Para los iquiqueños ir a la playa no es ninguna gracia. La desgracia es no ir
Hay dos formas por lo menos de estar en ella. La primera consiste en ir en un horario determinado y la segunda es ir a acampar, llevándose literalmente la casa, la tele, perro y gatos incluidos.
Está claro que llegar a Primeras Piedras en la época de las banderas negras era toda una hazaña. Hablar de Chanavallita era toda una epopeya de la que hablábamos todo el año. En 1972 con el cuarto A del Liceo de Hombres y bajo la conducción del eterno Manuel Castro Téllez organizamos el paseo de fin de año. Chanavallita fue la última opción. Descartado Paris y Machu Picchu, optamos hasta de mala gana por esa playa.
En la radio sonaban los éxitos de Toni Ronald con eso de “dejaré las llaves de mi puerta”, pasando a los de Tormenta con su “chico de mi barrio”. Un compañero de curso llamado Mario Vargas -cuyo último apellido no era Llosa- estaba convencido que la argentina se había inspirado en él para componer tan popular como tópica canción. Sandro, el gordo, no el gitano, compañero de curso le avivaba la canción que no era cueca.

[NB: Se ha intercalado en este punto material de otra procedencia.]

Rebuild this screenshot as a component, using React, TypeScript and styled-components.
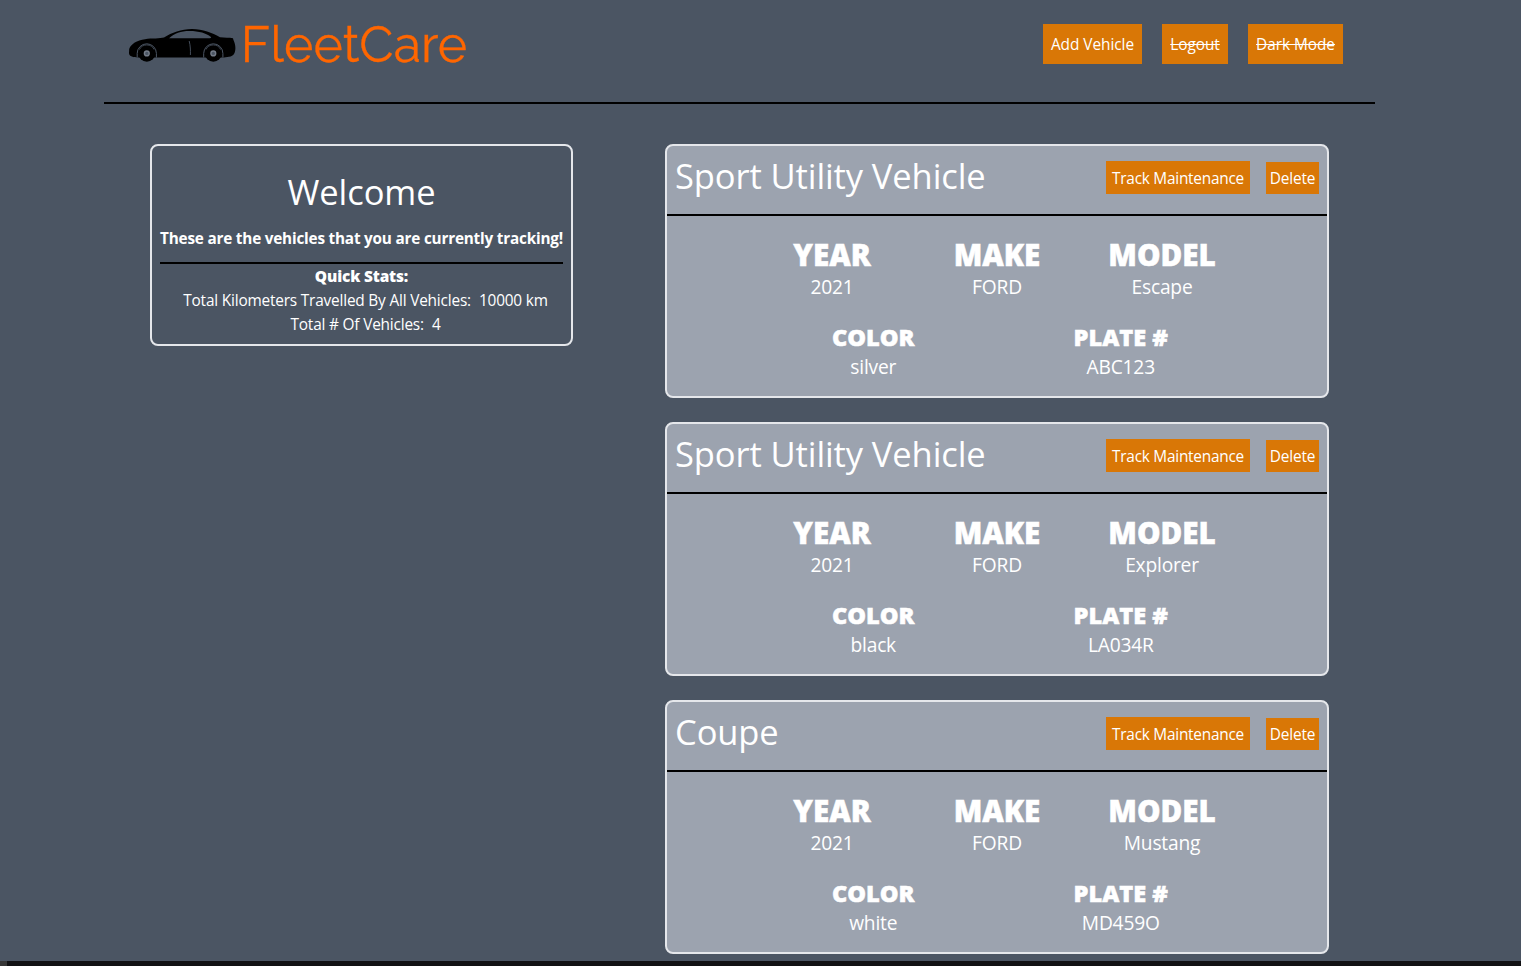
import React from "react";
import styled, { createGlobalStyle } from "styled-components";

const GlobalStyle = createGlobalStyle`
  *, *::before, *::after { box-sizing: border-box; }
  body {
    margin: 0;
    background: #4b5563;
    color: #fff;
    font-family: "Segoe UI", "Open Sans", sans-serif;
    overflow: hidden;
  }
`;

const Page = styled.div`
  height: 966px;
  display: flex;
  flex-direction: column;
`;

const Header = styled.header`
  display: flex;
  flex: none;
  justify-content: space-between;
  align-items: flex-start;
  width: 1271px;
  height: 104px;
  margin-left: 104px;
  padding: 24px 32px 0 24px;
  border-bottom: 2px solid #000;
`;

const Logo = styled.div`
  display: flex;
  height: 40px;
`;

const CarIcon = styled.svg`
  display: block;
  width: 110px;
  height: 40px;
`;

const Brand = styled.span`
  margin-left: 2.8px;
  font-family: Raleway, Lato, sans-serif;
  font-size: 50px;
  font-weight: 400;
  line-height: 42px;
  letter-spacing: 0.1px;
  color: #ff6600;
  -webkit-text-stroke: 0.3px #ff6600;
`;

const Nav = styled.nav`
  display: flex;
  gap: 20px;
`;

const Button = styled.button`
  border: 0;
  background: #d97706;
  color: #fff;
  font: inherit;
  font-size: 15.4px;
  line-height: 24px;
  white-space: nowrap;
`;

const NavButton = styled(Button)<{ $width: number; $disabled?: boolean }>`
  width: ${(p) => p.$width}px;
  height: 40px;
  padding: 9px 0 7px;
  letter-spacing: -0.04px;
  text-decoration: ${(p) => (p.$disabled ? "line-through" : "none")};
`;

const Main = styled.main`
  display: flex;
  flex: 1;
  min-height: 0;
  align-items: flex-start;
  gap: 92px;
  padding: 40px 0 0 150px;
`;

const WelcomeCard = styled.section`
  width: 423px;
  height: 202px;
  padding: 26px 8px 0;
  border: 2px solid #e5e7eb;
  border-radius: 8px;
  text-align: center;
`;

const WelcomeTitle = styled.h1`
  margin: 0 0 14px;
  font-size: 34.5px;
  font-weight: 400;
  line-height: 40px;
  letter-spacing: -0.1px;
`;

const Intro = styled.p`
  margin: 0;
  padding-bottom: 12px;
  border-bottom: 2px solid #000;
  font-size: 15.3px;
  font-weight: 700;
  line-height: 24px;
  letter-spacing: -0.2px;
  white-space: nowrap;
`;

const StatsTitle = styled.h2`
  margin: 1px 0 0;
  font-size: 15.4px;
  font-weight: 800;
  line-height: 24px;
  letter-spacing: -0.15px;
`;

const Stat = styled.div`
  display: flex;
  justify-content: center;
  gap: 8px;
  padding-left: 8px;
  font-size: 15.4px;
  line-height: 24px;
  letter-spacing: -0.19px;
  white-space: nowrap;
`;

const VehicleList = styled.div`
  display: flex;
  flex-direction: column;
  gap: 24px;
  width: 664px;
`;

const VehicleCard = styled.article`
  height: 254px;
  border: 2px solid #e5e7eb;
  border-radius: 8px;
  background: #9ca3af;
`;

const VehicleHeader = styled.div`
  display: flex;
  justify-content: space-between;
  height: 70px;
  padding: 9px 8px 0;
  border-bottom: 2px solid #000;
`;

const VehicleTitle = styled.h2`
  margin: 0;
  font-size: 34.5px;
  font-weight: 400;
  line-height: 42px;
  letter-spacing: -0.1px;
`;

const Actions = styled.div`
  display: flex;
  align-items: flex-end;
  gap: 16px;
  height: 39px;
`;

const TrackButton = styled(Button)`
  width: 144px;
  height: 33px;
  padding: 6px 0 3px;
  letter-spacing: -0.25px;
`;

const DeleteButton = styled(Button)`
  width: 53px;
  height: 32px;
  padding: 5px 0 3px;
  letter-spacing: -0.15px;
`;

const FieldRow = styled.dl<{ $top: number }>`
  display: flex;
  width: 75%;
  margin: ${(p) => p.$top}px auto 0;
  text-align: center;
`;

const Field = styled.div`
  flex: 1;
`;

const Label = styled.dt<{ $small?: boolean }>`
  font-size: ${(p) => (p.$small ? 23.6 : 29.6)}px;
  font-weight: 800;
  line-height: ${(p) => (p.$small ? 32 : 36)}px;
  -webkit-text-stroke: 0.5px #fff;
`;

const Value = styled.dd`
  margin: 0;
  font-size: 19.2px;
  line-height: 28px;
  letter-spacing: -0.2px;
`;

const Scrollbar = styled.div`
  flex: none;
  height: 5px;
  border-left: 7px solid #363636;
  background: #111113;
`;

const vehicles = [
  { type: "Sport Utility Vehicle", year: "2021", make: "FORD", model: "Escape", color: "silver", plate: "ABC123" },
  { type: "Sport Utility Vehicle", year: "2021", make: "FORD", model: "Explorer", color: "black", plate: "LA034R" },
  { type: "Coupe", year: "2021", make: "FORD", model: "Mustang", color: "white", plate: "MD459O" },
];

function Wheel({ x }: { x: number }) {
  return (
    <g>
      <path
        d={`M${x - 9.6} 33.5V29.4a9.6 9.6 0 0 1 19.2 0V33.5`}
        fill="none"
        stroke="#4b5563"
        strokeWidth="1"
      />
      <circle cx={x} cy="29.4" r="8.4" />
      <path
        d={`M${x - 7.4} 25.6a8.2 8.2 0 0 1 14.8 0`}
        fill="none"
        stroke="#4b5563"
        strokeWidth="0.8"
      />
      <circle cx={x} cy="29.4" r="2.4" fill="#4b5563" stroke="#747c88" strokeWidth="1.4" />
    </g>
  );
}

function Car() {
  return (
    <CarIcon viewBox="0 0 110 40" aria-hidden="true">
      <path d="M1.2 25C3 19.5 9 16.5 17 15.2C24 14.2 32 14.8 36 13.6C44 8.5 53 5 64 5C75 5 84 8.8 92 13.2C97 14 101 13.2 105 14.2C105.5 17 107.4 19 107.4 24C107.3 29 106 32 101 32.8L96 33.4H10C4 33.4 1 32 1 29Z" />
      <path d="M44 14.2C49 9.5 55 7 63 7C72 7 79 9.4 82.8 12.8C83.8 13.7 83.2 14.2 82 14.2Z" transform="translate(-6 0) scale(1.07 1)" fill="#4b5563" />
      <path d="M61.2 17C62.4 22 62.6 26 62.4 31" fill="none" stroke="#4b5563" strokeWidth="0.9" />
      <Wheel x={18.8} />
      <Wheel x={85.3} />
    </CarIcon>
  );
}

export default function App() {
  return (
    <>
      <GlobalStyle />
      <Page>
        <Header>
          <Logo>
            <Car />
            <Brand>FleetCare</Brand>
          </Logo>
          <Nav>
            <NavButton $width={99}>Add Vehicle</NavButton>
            <NavButton $width={66} $disabled>Logout</NavButton>
            <NavButton $width={95} $disabled>Dark Mode</NavButton>
          </Nav>
        </Header>
        <Main>
          <WelcomeCard>
            <WelcomeTitle>Welcome</WelcomeTitle>
            <Intro>These are the vehicles that you are currently tracking!</Intro>
            <StatsTitle>Quick Stats:</StatsTitle>
            <Stat>
              <span>Total Kilometers Travelled By All Vehicles:</span>
              <span>10000 km</span>
            </Stat>
            <Stat>
              <span>Total # Of Vehicles:</span>
              <span>4</span>
            </Stat>
          </WelcomeCard>
          <VehicleList>
            {vehicles.map((v) => (
              <VehicleCard key={v.plate}>
                <VehicleHeader>
                  <VehicleTitle>{v.type}</VehicleTitle>
                  <Actions>
                    <TrackButton>Track Maintenance</TrackButton>
                    <DeleteButton>Delete</DeleteButton>
                  </Actions>
                </VehicleHeader>
                <FieldRow $top={21}>
                  <Field><Label>YEAR</Label><Value>{v.year}</Value></Field>
                  <Field><Label>MAKE</Label><Value>{v.make}</Value></Field>
                  <Field><Label>MODEL</Label><Value>{v.model}</Value></Field>
                </FieldRow>
                <FieldRow $top={20}>
                  <Field><Label $small>COLOR</Label><Value>{v.color}</Value></Field>
                  <Field><Label $small>PLATE #</Label><Value>{v.plate}</Value></Field>
                </FieldRow>
              </VehicleCard>
            ))}
          </VehicleList>
        </Main>
        <Scrollbar />
      </Page>
    </>
  );
}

La llegada a Chanavallita contrastó notablemente con la presunta llegada a Paris. La oscuridad más absoluta nos recibía con el sonido de la mar de fondo que dicho sea de paso, siempre fue mujer; y no el mar como algunos machistas y puristas de la lengua pretenden afirmar.
En ese entonces Chanavallita era una mísera caleta. La de hoy es incomparable con la de ayer. Lo único que permanece es el agua fría.
En los 60 aún era posible acampar en Cavancha, en el Buque Varado y la Poza de los Caballos. Era Iquique entonces más pequeño y menos ajeno que el de hoy. Las carpas hechas con sacos de harina mostraban sin rubor el logo azul de la Alianza para el Progreso. Una tras otras en una larga hilera daban muestras de una vida social frente al mar. Los niños y los perros, lo juraría eran los más felices.
Los días de semana bajando por O’higgins, por Unión, o bien por Juan Martínez hileras de cabros chicos se tomaban literalmente la playa. A pie pelado – a pata pelá- con trajes de baños hechos en casa en base a un brin negro que vendía el Mono Panchito o el Bazar Obrero, ya desteñido por el sol y la sal, y en la que colgaba orgulloso de una pita un caracol sacado del fondo marino de Cavancha, iniciábamos el peregrinaje. Un par de perros y una gran cámara -una llanta – eran los utensilios para el verano. No hacían faltas toallas, bloqueadores ni quitasoles.
La playa se formaba en base a tribus. Al medio la cámara y alrededor los niños y los perros. Ya en el agua el manejo de la llanta nos remontaba a los viejos changos que se hacían al horizonte en balsas de cuero de lobo marino. En la arena, el ritual de Superman nos esperaba. Cruzada las manos sobre el pecho mojado nos tendíamos en la arena. Al levantarnos se leía, a veces con imaginación, la S de Superman.
El espectáculo de la playa se coloreaba cuando llegaba el Marilyn, el Luchito y el Simón. La fiesta empezaba cuando intentaban meterse al agua. Entonces todos chapoteábamos y ellas -ellos- daban muestra de un histriónico histerismo. Los tres definieron, a su modo, gran parte de nuestra identidad cultural.
A la seis era la hora señalada. El Granaderos baja -no sé porque tradición- la bandera y con ello el regreso a casa. Nadie quería llevar la cámara. El olor a pan de la tarde nos invadía hasta los huesos. Las monjas del Asilo de Ancianos nos apaciguaban el hambre. Otras señoras que mojaban la tierra nos daban agua.